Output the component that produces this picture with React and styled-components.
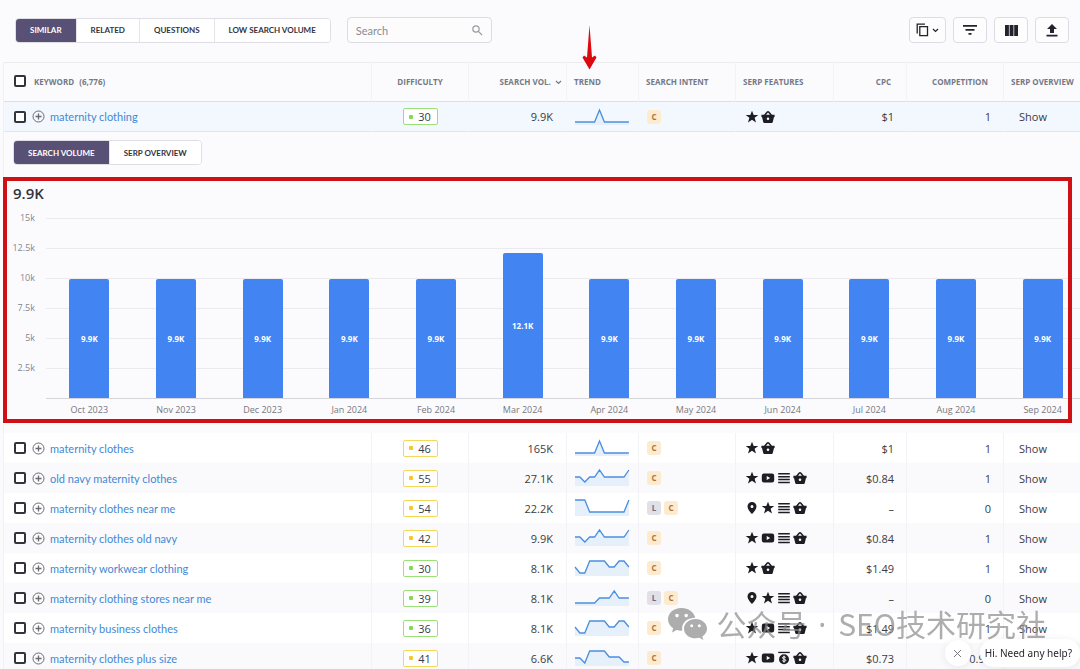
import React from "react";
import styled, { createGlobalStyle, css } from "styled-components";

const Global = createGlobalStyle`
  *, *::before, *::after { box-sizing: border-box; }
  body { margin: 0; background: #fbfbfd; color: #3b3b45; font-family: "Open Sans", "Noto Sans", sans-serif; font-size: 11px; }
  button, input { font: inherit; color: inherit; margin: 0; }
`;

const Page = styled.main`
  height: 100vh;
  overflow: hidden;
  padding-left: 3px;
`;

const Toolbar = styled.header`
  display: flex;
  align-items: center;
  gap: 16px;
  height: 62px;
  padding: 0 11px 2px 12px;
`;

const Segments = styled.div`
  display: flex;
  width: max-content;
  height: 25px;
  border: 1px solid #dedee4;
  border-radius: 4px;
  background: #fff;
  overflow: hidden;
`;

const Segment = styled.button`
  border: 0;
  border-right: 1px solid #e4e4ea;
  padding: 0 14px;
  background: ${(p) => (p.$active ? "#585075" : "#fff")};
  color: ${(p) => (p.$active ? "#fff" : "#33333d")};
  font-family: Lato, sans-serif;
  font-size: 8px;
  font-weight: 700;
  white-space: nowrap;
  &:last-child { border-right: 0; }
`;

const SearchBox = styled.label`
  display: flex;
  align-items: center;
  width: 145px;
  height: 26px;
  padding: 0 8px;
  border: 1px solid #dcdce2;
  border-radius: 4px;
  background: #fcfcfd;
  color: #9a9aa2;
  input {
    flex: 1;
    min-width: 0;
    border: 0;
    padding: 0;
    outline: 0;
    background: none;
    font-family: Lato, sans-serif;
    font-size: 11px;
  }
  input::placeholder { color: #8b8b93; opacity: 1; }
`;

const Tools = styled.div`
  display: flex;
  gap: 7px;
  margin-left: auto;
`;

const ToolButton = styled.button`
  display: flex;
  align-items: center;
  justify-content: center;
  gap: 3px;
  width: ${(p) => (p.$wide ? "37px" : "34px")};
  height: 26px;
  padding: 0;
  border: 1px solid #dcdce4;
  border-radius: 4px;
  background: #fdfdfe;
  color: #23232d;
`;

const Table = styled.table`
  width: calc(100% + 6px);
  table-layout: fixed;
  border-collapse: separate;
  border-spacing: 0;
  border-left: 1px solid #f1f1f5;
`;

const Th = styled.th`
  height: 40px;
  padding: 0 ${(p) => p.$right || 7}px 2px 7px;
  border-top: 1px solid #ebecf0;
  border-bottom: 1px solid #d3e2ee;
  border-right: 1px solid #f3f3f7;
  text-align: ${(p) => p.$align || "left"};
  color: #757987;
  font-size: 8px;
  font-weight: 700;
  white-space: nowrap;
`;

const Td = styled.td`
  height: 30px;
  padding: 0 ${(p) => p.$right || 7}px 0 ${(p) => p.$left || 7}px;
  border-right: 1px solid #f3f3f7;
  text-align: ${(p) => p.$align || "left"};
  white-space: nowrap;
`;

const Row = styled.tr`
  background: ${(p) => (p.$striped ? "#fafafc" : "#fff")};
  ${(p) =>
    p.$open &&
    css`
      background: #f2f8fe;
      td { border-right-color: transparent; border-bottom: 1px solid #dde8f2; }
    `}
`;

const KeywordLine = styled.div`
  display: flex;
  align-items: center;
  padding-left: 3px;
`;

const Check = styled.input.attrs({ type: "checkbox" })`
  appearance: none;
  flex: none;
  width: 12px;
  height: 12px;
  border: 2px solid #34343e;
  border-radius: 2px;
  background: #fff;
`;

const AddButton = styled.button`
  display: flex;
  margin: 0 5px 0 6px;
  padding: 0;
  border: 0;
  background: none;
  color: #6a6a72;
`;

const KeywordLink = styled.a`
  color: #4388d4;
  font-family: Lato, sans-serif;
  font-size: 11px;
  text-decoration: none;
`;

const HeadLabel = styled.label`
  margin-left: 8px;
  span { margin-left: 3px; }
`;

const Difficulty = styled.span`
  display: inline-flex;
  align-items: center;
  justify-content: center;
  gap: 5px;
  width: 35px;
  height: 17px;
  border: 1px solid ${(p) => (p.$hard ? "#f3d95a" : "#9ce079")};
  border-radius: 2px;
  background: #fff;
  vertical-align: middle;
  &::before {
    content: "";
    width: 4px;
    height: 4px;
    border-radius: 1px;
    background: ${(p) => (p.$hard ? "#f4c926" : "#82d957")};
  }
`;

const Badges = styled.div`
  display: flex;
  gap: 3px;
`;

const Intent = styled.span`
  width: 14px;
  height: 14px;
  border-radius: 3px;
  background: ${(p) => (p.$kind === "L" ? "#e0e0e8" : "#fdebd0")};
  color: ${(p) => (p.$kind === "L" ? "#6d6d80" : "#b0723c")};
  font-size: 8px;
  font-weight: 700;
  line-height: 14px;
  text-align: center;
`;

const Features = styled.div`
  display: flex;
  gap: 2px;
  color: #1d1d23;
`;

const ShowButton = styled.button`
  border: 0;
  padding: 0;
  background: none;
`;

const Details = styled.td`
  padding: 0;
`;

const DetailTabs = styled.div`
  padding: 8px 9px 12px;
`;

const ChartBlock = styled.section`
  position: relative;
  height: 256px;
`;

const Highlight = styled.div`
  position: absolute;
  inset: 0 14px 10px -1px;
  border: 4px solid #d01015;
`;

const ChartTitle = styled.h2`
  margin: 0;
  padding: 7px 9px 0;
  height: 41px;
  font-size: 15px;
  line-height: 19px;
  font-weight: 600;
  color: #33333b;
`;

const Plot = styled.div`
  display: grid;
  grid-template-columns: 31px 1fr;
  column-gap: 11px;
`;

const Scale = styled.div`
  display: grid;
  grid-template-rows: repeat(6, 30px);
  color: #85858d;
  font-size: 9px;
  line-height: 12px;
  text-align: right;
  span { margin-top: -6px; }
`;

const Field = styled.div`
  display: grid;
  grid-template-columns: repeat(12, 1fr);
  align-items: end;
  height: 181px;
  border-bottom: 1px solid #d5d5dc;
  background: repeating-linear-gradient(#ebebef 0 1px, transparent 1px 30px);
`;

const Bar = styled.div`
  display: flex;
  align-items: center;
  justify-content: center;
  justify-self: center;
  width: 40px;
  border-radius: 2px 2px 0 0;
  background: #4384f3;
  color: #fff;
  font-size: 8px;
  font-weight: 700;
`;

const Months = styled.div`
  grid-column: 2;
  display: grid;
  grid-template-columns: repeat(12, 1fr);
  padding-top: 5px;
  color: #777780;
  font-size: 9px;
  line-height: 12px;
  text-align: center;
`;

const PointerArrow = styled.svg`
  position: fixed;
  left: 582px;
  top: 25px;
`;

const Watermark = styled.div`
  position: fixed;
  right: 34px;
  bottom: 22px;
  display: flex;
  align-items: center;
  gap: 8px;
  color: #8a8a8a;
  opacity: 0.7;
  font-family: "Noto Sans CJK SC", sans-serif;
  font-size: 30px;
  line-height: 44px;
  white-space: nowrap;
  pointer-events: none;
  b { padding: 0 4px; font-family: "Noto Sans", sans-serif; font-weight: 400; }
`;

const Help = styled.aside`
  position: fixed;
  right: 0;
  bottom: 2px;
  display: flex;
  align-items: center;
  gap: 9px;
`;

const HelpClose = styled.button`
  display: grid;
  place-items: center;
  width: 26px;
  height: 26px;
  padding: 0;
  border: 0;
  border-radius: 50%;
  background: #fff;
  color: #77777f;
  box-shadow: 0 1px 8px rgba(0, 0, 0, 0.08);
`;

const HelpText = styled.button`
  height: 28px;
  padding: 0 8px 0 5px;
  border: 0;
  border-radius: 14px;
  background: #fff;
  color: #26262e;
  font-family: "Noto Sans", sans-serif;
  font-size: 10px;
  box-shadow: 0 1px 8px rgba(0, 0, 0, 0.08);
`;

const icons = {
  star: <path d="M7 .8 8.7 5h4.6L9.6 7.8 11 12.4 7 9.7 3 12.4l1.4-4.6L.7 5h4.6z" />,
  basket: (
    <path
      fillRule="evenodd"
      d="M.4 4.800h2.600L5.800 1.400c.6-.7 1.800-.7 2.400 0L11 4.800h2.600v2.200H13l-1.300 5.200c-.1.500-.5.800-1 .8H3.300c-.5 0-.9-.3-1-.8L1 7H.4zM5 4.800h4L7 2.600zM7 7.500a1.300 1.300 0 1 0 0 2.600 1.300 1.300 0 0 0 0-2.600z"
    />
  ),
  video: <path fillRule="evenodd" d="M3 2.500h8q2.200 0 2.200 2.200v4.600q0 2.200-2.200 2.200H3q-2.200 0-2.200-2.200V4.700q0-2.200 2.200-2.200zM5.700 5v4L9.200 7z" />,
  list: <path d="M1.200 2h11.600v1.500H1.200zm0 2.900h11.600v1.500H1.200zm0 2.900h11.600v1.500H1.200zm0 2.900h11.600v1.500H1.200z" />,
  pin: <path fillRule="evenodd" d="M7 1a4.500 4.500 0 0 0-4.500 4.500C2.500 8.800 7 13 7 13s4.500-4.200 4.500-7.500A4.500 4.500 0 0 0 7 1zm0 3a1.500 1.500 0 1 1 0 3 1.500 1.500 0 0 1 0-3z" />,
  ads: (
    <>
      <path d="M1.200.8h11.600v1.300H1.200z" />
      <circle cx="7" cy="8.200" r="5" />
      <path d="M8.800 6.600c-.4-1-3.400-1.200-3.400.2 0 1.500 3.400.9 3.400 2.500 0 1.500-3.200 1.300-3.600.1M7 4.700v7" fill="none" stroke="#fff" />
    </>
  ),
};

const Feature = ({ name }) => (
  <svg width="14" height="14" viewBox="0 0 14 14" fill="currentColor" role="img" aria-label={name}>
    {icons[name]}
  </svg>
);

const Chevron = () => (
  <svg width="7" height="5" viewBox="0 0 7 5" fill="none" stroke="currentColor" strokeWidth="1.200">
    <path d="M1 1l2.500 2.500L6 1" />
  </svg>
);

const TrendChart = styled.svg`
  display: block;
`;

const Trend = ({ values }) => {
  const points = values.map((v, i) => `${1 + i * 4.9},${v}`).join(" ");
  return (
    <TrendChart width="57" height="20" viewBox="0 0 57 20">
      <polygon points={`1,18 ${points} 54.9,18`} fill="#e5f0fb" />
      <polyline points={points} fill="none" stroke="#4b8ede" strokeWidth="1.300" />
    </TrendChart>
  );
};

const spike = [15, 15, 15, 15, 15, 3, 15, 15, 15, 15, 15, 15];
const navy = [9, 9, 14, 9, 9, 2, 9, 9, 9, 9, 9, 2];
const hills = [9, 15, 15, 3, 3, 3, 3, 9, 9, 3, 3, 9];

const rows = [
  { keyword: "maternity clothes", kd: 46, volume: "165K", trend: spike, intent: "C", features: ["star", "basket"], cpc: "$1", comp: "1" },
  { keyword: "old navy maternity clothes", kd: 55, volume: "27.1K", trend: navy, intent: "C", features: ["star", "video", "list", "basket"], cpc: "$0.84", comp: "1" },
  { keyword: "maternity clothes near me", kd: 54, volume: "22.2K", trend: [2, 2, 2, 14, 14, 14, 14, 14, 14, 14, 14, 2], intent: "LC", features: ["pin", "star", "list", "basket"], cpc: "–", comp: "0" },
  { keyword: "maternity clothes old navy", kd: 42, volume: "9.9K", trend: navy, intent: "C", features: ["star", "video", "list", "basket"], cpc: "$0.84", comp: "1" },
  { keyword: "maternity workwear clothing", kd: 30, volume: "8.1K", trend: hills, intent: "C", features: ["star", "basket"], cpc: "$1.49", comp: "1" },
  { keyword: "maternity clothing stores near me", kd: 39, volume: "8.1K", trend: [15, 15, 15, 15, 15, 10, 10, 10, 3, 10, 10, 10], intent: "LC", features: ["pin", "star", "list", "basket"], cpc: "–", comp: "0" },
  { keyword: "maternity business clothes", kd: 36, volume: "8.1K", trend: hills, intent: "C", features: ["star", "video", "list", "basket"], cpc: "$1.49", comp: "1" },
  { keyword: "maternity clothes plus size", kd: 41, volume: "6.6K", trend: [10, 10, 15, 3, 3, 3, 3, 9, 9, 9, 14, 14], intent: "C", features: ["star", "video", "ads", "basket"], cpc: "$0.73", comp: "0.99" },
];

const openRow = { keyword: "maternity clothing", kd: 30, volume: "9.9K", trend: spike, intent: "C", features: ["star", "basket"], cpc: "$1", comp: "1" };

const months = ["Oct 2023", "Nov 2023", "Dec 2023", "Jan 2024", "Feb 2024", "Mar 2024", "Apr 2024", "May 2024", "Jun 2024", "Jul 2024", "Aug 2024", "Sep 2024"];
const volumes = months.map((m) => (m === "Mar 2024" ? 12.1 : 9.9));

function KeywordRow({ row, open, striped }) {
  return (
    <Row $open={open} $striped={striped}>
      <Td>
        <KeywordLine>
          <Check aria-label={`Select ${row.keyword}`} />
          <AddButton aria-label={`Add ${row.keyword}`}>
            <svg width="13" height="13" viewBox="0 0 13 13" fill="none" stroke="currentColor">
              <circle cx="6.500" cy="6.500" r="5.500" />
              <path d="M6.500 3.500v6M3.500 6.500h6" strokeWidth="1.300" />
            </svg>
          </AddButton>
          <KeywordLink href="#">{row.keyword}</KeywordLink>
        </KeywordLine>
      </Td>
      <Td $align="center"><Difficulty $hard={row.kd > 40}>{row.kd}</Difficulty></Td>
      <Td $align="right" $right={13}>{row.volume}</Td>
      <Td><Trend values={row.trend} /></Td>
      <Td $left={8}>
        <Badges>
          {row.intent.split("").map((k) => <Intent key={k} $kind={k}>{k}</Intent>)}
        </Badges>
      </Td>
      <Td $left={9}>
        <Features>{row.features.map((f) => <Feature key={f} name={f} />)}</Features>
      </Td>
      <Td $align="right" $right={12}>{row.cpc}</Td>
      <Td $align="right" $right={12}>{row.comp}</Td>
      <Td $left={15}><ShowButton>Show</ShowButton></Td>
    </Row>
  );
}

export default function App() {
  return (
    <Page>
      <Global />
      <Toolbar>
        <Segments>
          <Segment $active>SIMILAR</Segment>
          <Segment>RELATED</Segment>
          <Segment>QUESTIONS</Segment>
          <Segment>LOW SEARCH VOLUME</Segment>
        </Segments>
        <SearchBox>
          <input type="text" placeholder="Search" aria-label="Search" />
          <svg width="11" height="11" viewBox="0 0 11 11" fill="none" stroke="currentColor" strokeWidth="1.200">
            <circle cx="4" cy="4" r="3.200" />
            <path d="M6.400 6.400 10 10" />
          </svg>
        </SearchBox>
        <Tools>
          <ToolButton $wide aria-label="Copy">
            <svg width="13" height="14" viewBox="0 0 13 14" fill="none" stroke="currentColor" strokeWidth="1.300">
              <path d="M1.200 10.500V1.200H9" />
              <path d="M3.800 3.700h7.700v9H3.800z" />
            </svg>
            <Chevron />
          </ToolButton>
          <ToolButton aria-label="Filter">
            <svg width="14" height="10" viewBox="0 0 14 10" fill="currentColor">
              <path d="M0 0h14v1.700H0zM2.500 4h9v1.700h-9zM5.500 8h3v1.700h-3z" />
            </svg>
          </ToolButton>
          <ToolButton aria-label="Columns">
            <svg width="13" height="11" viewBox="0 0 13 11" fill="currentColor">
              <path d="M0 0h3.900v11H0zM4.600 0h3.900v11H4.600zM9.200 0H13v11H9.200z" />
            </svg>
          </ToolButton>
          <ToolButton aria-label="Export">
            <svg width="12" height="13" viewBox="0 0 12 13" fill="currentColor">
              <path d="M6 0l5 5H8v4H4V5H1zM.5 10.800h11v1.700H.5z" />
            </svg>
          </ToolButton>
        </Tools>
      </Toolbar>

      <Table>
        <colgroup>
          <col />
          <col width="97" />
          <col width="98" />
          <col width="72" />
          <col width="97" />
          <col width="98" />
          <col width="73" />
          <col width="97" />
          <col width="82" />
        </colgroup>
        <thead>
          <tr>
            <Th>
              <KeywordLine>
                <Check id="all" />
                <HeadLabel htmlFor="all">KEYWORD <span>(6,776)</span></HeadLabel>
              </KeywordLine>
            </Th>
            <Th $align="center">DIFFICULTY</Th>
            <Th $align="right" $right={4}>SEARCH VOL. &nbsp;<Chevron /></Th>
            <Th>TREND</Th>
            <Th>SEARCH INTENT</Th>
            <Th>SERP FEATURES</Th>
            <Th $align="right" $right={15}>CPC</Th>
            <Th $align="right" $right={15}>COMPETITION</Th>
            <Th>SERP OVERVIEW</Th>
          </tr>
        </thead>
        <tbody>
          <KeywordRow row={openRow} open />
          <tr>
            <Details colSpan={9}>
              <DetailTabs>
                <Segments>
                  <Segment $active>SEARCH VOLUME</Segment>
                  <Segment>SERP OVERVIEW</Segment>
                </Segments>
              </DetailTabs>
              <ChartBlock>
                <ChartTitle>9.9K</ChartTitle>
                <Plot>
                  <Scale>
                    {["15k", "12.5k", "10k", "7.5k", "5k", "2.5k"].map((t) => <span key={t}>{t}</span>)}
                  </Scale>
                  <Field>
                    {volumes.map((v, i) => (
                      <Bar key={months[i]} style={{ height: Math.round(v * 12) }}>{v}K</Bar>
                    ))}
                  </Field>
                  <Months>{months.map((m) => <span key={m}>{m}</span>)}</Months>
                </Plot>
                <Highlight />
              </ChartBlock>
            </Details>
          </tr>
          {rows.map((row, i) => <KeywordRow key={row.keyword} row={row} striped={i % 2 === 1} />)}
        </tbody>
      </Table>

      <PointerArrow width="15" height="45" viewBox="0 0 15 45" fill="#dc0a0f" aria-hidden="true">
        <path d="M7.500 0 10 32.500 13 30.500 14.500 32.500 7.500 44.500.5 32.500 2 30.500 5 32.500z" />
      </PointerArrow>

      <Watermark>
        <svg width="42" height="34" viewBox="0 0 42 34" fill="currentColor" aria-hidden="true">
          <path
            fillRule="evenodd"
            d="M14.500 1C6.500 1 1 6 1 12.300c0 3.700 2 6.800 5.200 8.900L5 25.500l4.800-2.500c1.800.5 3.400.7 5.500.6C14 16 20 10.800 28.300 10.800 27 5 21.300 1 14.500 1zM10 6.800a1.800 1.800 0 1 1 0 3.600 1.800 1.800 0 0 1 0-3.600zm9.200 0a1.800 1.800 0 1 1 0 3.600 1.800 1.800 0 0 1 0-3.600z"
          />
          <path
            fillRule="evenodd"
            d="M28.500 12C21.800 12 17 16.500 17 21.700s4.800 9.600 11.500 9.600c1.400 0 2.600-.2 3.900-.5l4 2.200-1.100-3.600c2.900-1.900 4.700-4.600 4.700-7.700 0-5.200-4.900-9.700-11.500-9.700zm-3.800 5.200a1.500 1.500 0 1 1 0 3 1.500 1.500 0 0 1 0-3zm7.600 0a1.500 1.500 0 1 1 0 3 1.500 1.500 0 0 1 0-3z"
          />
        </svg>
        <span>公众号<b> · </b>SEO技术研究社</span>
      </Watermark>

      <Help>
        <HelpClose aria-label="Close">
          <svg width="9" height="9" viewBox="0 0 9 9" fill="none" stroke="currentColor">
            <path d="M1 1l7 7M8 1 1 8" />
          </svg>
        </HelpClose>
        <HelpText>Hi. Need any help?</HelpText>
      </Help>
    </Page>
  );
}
****************************************
WRITTEN TASK – Show, from the listing above, each line that contains the word "React".

COMPLETE ANSWER –
Output the component that produces this picture with React and styled-components.
import React from "react";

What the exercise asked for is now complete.